Today, the tradition of women's poetry lives on—and so does its uneven reputation. As Griswold wrote last year, post-Taliban Afghanistan's largest women's literary society, called Mirman Baheer, has "no need for subterfuge" inside Kabul, where its hundred members include educators, scholars, government officials, and professional writers. "They travel on city buses to their Saturday meetings, their faces uncovered, wearing high-heeled boots and shearling coats," Griswold wrote. "But in the outlying provinces—Khost, Paktia, Maidan Wardak, Kunduz, Kandahar, Herat and Farah—where the society's members number 300, Mirman Baheer functions largely in secret."
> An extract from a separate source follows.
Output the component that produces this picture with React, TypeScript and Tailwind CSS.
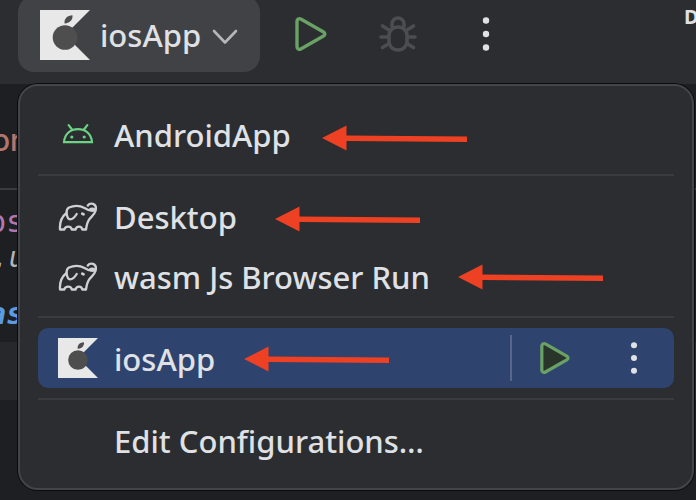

Female poets in rural Afghanistan (where, as Griswold writes, only five women in 100 graduate from high school, and a majority of whom are forced into marriages by the age of 16) often phone in to meetings and recite their poetry for women on the other end of the line to transcribe. Some are illiterate, others are simply afraid of their written poetry being found; as both Griswold's story and the Al-Jazeera report below explain, girls and women who have been discovered writing sensual poems or love poems have been punished, beaten, and even killed by their husbands and families.

In Hosseini's novel, Nila takes advantage of an opportunity unavailable to many Afghan women: She flees the country in 1955, leaving her husband and part of her family behind, and enjoys a moderately successful career living abroad in Paris. But in creating the complex, conflicted Nila Wahdati, Hosseini likely drew from the bravery and the struggles of centuries' worth of female poets in Afghanistan, whose fight to be heard continues.